*Goal of the exercise*: Write out the material again word for word, dropping any images it holds.

-------

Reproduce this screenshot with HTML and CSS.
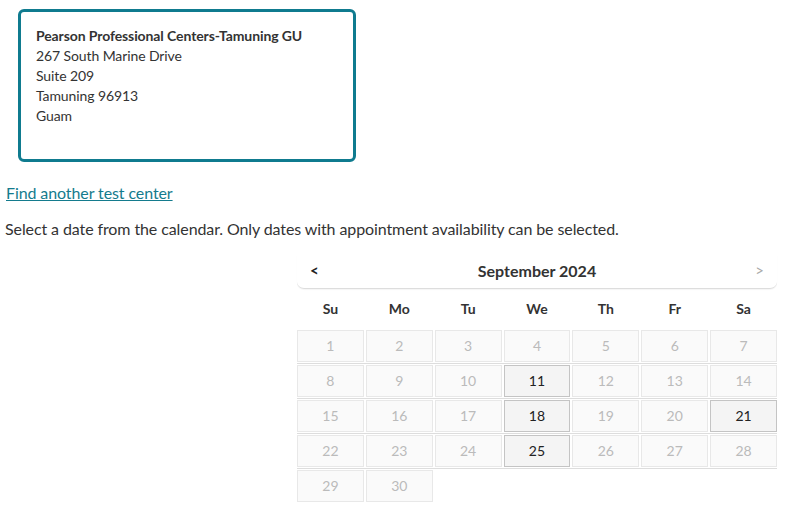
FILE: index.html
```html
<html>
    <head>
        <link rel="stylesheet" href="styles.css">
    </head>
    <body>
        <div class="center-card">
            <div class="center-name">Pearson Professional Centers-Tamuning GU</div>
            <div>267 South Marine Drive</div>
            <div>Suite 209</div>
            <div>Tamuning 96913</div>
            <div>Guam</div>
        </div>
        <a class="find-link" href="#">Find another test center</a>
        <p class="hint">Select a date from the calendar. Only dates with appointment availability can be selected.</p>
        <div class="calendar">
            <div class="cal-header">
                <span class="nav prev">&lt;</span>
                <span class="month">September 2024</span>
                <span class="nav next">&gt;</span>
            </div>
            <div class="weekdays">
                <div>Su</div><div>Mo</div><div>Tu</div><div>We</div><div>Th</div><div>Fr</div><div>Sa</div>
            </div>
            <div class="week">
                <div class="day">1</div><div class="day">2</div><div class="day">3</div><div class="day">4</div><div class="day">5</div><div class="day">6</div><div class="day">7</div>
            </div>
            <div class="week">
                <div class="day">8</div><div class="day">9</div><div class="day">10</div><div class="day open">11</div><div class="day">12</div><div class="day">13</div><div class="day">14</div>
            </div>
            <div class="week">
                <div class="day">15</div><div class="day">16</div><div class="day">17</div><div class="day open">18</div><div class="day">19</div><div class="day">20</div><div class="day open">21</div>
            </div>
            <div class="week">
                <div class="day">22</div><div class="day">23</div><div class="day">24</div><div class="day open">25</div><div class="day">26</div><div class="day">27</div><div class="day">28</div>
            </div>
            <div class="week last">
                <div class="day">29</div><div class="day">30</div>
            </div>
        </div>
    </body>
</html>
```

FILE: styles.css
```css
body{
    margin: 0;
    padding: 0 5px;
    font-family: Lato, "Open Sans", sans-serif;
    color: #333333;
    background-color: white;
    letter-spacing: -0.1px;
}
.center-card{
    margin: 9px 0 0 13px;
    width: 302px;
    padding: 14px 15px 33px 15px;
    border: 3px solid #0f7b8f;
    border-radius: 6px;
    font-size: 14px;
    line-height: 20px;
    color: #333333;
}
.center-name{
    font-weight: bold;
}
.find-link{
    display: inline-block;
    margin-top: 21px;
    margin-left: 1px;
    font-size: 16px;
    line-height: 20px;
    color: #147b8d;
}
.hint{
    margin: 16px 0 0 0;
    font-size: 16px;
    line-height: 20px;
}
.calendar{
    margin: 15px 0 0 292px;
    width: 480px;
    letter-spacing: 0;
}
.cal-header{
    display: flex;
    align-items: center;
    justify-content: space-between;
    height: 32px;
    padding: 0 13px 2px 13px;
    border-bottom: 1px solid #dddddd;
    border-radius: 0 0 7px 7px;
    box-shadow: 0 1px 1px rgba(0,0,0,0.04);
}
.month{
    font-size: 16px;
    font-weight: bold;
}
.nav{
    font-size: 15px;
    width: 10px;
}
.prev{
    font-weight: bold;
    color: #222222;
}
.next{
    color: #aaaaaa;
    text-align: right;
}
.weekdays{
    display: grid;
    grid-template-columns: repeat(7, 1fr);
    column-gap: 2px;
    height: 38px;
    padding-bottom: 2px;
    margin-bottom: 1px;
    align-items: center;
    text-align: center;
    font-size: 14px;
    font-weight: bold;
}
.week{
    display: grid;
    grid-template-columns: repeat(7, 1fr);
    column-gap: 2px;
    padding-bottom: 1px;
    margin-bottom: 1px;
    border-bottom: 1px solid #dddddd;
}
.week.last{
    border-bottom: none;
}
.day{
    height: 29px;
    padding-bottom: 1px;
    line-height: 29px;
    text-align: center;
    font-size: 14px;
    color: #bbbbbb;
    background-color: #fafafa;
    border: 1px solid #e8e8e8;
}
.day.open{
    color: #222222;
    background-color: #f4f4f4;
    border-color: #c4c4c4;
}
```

-------

*Solution to this problem*:
Reproduce this screenshot with HTML and CSS.
FILE: index.html
```html
<html>
    <head>
        <link rel="stylesheet" href="styles.css">
    </head>
    <body>
        <div class="center-card">
            <div class="center-name">Pearson Professional Centers-Tamuning GU</div>
            <div>267 South Marine Drive</div>
            <div>Suite 209</div>
            <div>Tamuning 96913</div>
            <div>Guam</div>
        </div>
        <a class="find-link" href="#">Find another test center</a>
        <p class="hint">Select a date from the calendar. Only dates with appointment availability can be selected.</p>
        <div class="calendar">
            <div class="cal-header">
                <span class="nav prev">&lt;</span>
                <span class="month">September 2024</span>
                <span class="nav next">&gt;</span>
            </div>
            <div class="weekdays">
                <div>Su</div><div>Mo</div><div>Tu</div><div>We</div><div>Th</div><div>Fr</div><div>Sa</div>
            </div>
            <div class="week">
                <div class="day">1</div><div class="day">2</div><div class="day">3</div><div class="day">4</div><div class="day">5</div><div class="day">6</div><div class="day">7</div>
            </div>
            <div class="week">
                <div class="day">8</div><div class="day">9</div><div class="day">10</div><div class="day open">11</div><div class="day">12</div><div class="day">13</div><div class="day">14</div>
            </div>
            <div class="week">
                <div class="day">15</div><div class="day">16</div><div class="day">17</div><div class="day open">18</div><div class="day">19</div><div class="day">20</div><div class="day open">21</div>
            </div>
            <div class="week">
                <div class="day">22</div><div class="day">23</div><div class="day">24</div><div class="day open">25</div><div class="day">26</div><div class="day">27</div><div class="day">28</div>
            </div>
            <div class="week last">
                <div class="day">29</div><div class="day">30</div>
            </div>
        </div>
    </body>
</html>
```

FILE: styles.css
```css
body{
    margin: 0;
    padding: 0 5px;
    font-family: Lato, "Open Sans", sans-serif;
    color: #333333;
    background-color: white;
    letter-spacing: -0.1px;
}
.center-card{
    margin: 9px 0 0 13px;
    width: 302px;
    padding: 14px 15px 33px 15px;
    border: 3px solid #0f7b8f;
    border-radius: 6px;
    font-size: 14px;
    line-height: 20px;
    color: #333333;
}
.center-name{
    font-weight: bold;
}
.find-link{
    display: inline-block;
    margin-top: 21px;
    margin-left: 1px;
    font-size: 16px;
    line-height: 20px;
    color: #147b8d;
}
.hint{
    margin: 16px 0 0 0;
    font-size: 16px;
    line-height: 20px;
}
.calendar{
    margin: 15px 0 0 292px;
    width: 480px;
    letter-spacing: 0;
}
.cal-header{
    display: flex;
    align-items: center;
    justify-content: space-between;
    height: 32px;
    padding: 0 13px 2px 13px;
    border-bottom: 1px solid #dddddd;
    border-radius: 0 0 7px 7px;
    box-shadow: 0 1px 1px rgba(0,0,0,0.04);
}
.month{
    font-size: 16px;
    font-weight: bold;
}
.nav{
    font-size: 15px;
    width: 10px;
}
.prev{
    font-weight: bold;
    color: #222222;
}
.next{
    color: #aaaaaa;
    text-align: right;
}
.weekdays{
    display: grid;
    grid-template-columns: repeat(7, 1fr);
    column-gap: 2px;
    height: 38px;
    padding-bottom: 2px;
    margin-bottom: 1px;
    align-items: center;
    text-align: center;
    font-size: 14px;
    font-weight: bold;
}
.week{
    display: grid;
    grid-template-columns: repeat(7, 1fr);
    column-gap: 2px;
    padding-bottom: 1px;
    margin-bottom: 1px;
    border-bottom: 1px solid #dddddd;
}
.week.last{
    border-bottom: none;
}
.day{
    height: 29px;
    padding-bottom: 1px;
    line-height: 29px;
    text-align: center;
    font-size: 14px;
    color: #bbbbbb;
    background-color: #fafafa;
    border: 1px solid #e8e8e8;
}
.day.open{
    color: #222222;
    background-color: #f4f4f4;
    border-color: #c4c4c4;
}
```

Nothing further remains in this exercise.